Deal Reporter
Even after Alleghany (NYSE:Y) reportedly rejected Scor’s (ETR:SCR) offer to acquire subsidiary TransRe, a deal may still be possible for the reinsurance unit.
Last week, Reuters reported that the New York-based insurer and investment holding company had hired financial advisors to consider a divestiture of Transatlantic Re in response to inbound interest that could value the insurer at close to USD 6.5bn. After this news service identified Scor as a likely bidder, Insurance Insider reported that Alleghany had rejected a bid from Paris-based Scor.
An industry executive said the New York-based subsidiary could attract interest from other suitors, but two industry bankers cautioned the reported offer price is a rich valuation.
Scor’s bid valued TransRe at 1.3x book value, a multiple higher than with recent reinsurance transactions. Platinum Underwriters' recently closed sale to RenaissanceRe (NYSE:RNR) was valued at 1.13x book, while Catlin/XL Group (NYSE:XL) was valued at 1.6x book, and Montpelier Re/Endurance (NYSE:ENH) at 1.2x book.
Despite the relatively lofty premium, Alleghany could be brought back to the table with an all-cash offer, said the industry executive, who said Scor’s offer was substantially composed of equity.
An equity offer is less attractive to Alleghany because of TransRe’s tax basis, the industry executive said. Alleghany acquired the company then known as Transatlantic Holdings in 2011. It is possible that the relative cost of the target’s assets and stock could make an all-cash deal more tax friendly to Alleghany.

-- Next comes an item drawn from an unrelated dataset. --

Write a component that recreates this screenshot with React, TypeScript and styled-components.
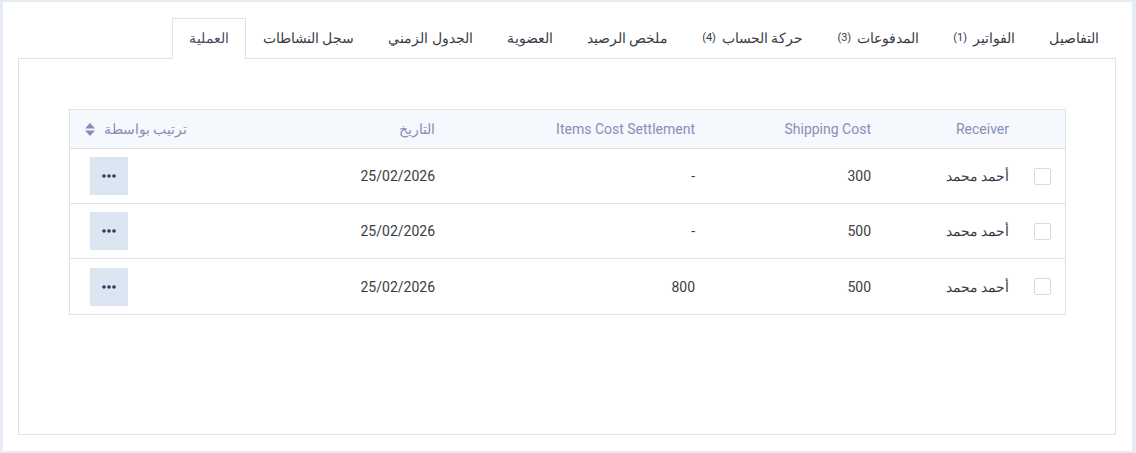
import React from 'react';
import styled, { createGlobalStyle } from 'styled-components';

const GlobalStyle = createGlobalStyle`
  html, body {
    margin: 0;
    padding: 0;
    background: #e5ecf5;
  }
  body {
    font-family: Roboto, sans-serif;
    font-size: 14px;
    color: #3a3b45;
  }
  * {
    box-sizing: border-box;
  }
`;

const Page = styled.div`
  padding: 2px 4px 2px 3px;
  height: 453px;
`;

const Card = styled.div`
  direction: rtl;
  background: #ffffff;
  height: 449px;
  padding: 15px 16px 16px 15px;
  display: flex;
  flex-direction: column;
`;

const TabBar = styled.div`
  display: flex;
  align-items: flex-end;
  height: 41px;
`;

const Tab = styled.div<{ $active?: boolean }>`
  height: 41px;
  padding: 0 16px 3px;
  display: flex;
  align-items: center;
  gap: 6px;
  white-space: nowrap;
  color: ${({ $active }) => ($active ? '#4b4c5a' : '#3a3b45')};
  background: ${({ $active }) => ($active ? '#ffffff' : 'transparent')};
  border: 1px solid ${({ $active }) => ($active ? '#dde3e8' : 'transparent')};
  border-bottom: none;
  margin-bottom: -1px;
  position: relative;
  z-index: 1;
  cursor: pointer;
`;

const Count = styled.span`
  font-size: 11px;
  color: #3a3b45;
`;

const Panel = styled.div`
  flex: 1;
  border: 1px solid #dde3e8;
  padding: 50px 49px 0 50px;
`;

const Table = styled.div`
  border: 1px solid #dfe3e8;
  display: grid;
  grid-template-columns: 42px 138px 176px 260px 248px 1fr;
`;

const HeadCell = styled.div`
  height: 39px;
  background: #f5f8fc;
  border-bottom: 1px solid #dfe3e8;
  display: flex;
  align-items: center;
  gap: 9px;
  padding: 0 14px;
  color: #878fb8;
  white-space: nowrap;
`;

const Cell = styled.div<{ $last?: boolean; $action?: boolean }>`
  height: 55px;
  border-bottom: ${({ $last }) => ($last ? 'none' : '1px solid #dfe3e8')};
  display: flex;
  align-items: center;
  justify-content: ${({ $action }) => ($action ? 'flex-end' : 'flex-start')};
  padding: ${({ $action }) => ($action ? '0 20px' : '0 14px')};
  color: #3a3b45;
  white-space: nowrap;
`;

const CheckCell = styled(Cell)`
  padding: 0 14px 0 0;
`;

const Checkbox = styled.span`
  flex-shrink: 0;
  width: 17px;
  height: 17px;
  border: 1px solid #d6dbe1;
  border-radius: 2px;
  background: #fff;
`;

const MoreButton = styled.button`
  width: 38px;
  height: 38px;
  border: none;
  border-radius: 0;
  background: #dbe6f2;
  display: flex;
  align-items: center;
  justify-content: center;
  padding: 0;
  cursor: pointer;
`;

const tabs = [
  { label: 'التفاصيل' },
  { label: 'الفواتير', count: 1 },
  { label: 'المدفوعات', count: 3 },
  { label: 'حركة الحساب', count: 4 },
  { label: 'ملخص الرصيد' },
  { label: 'العضوية' },
  { label: 'الجدول الزمني' },
  { label: 'سجل النشاطات' },
  { label: 'العملية', active: true },
];

const rows = [
  { receiver: 'أحمد محمد', shipping: '300', items: '-', date: '25/02/2026' },
  { receiver: 'أحمد محمد', shipping: '500', items: '-', date: '25/02/2026' },
  { receiver: 'أحمد محمد', shipping: '500', items: '800', date: '25/02/2026' },
];

const SortIcon = () => (
  <svg width="10" height="13" viewBox="0 0 10 13">
    <path d="M5 0 L10 5.5 H0 Z" fill="#878fb8" />
    <path d="M0 7.5 H10 L5 13 Z" fill="#878fb8" />
  </svg>
);

const Dots = () => (
  <svg width="14" height="4" viewBox="0 0 14 4">
    <circle cx="2" cy="2" r="1.8" fill="#273a63" />
    <circle cx="7" cy="2" r="1.8" fill="#273a63" />
    <circle cx="12" cy="2" r="1.8" fill="#273a63" />
  </svg>
);

export default function App() {
  return (
    <Page>
      <GlobalStyle />
      <Card>
        <TabBar>
          {tabs.map((t) => (
            <Tab key={t.label} $active={t.active}>
              <span>{t.label}</span>
              {t.count !== undefined && <Count>({t.count})</Count>}
            </Tab>
          ))}
        </TabBar>
        <Panel>
          <Table>
            <HeadCell />
            <HeadCell>Receiver</HeadCell>
            <HeadCell>Shipping Cost</HeadCell>
            <HeadCell>Items Cost Settlement</HeadCell>
            <HeadCell>التاريخ</HeadCell>
            <HeadCell>
              <span>ترتيب بواسطة</span>
              <SortIcon />
            </HeadCell>
            {rows.map((r, i) => {
              const last = i === rows.length - 1;
              return (
                <React.Fragment key={i}>
                  <CheckCell $last={last}>
                    <Checkbox />
                  </CheckCell>
                  <Cell $last={last}>{r.receiver}</Cell>
                  <Cell $last={last}>{r.shipping}</Cell>
                  <Cell $last={last}>{r.items}</Cell>
                  <Cell $last={last}>{r.date}</Cell>
                  <Cell $last={last} $action>
                    <MoreButton aria-label="more">
                      <Dots />
                    </MoreButton>
                  </Cell>
                </React.Fragment>
              );
            })}
          </Table>
        </Panel>
      </Card>
    </Page>
  );
}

If so, a limited number of cash buyers could see more value in TransRe than did Scor, the industry executive said. TransRe’s recent performance could make the company very attractive in an M&A environment that has seen all cash offers near book value, he said.
Foreign buyers could follow forays by Fosun International (HKG:0656) and Exor SpA (BIT:EXO) into the US reinsurance market to gain exposure to cycle-agnostic growth, the executive and an industry banker said.
A TransRe divestiture is by no means obvious, however, two industry bankers said. Alleghany’s lofty valuation expectations might keep otherwise interested reinsurers from entering the fray, they said, noting that equity would almost certainly compose a strategic bid.
It is also unclear how Alleghany would deploy the proceeds from a divestiture, they said. That is no small question given that a TransRe sale would reduce its gross premiums by 70%, leaving Alleghany with a much smaller insurance operation and an industrial investment portfolio. The remaining Alleghany might not be a takeover target given its industrial portfolio, the second banker said, but would become sub-scale in a “bigger is better” climate.
Alleghany did not respond to a request for comment.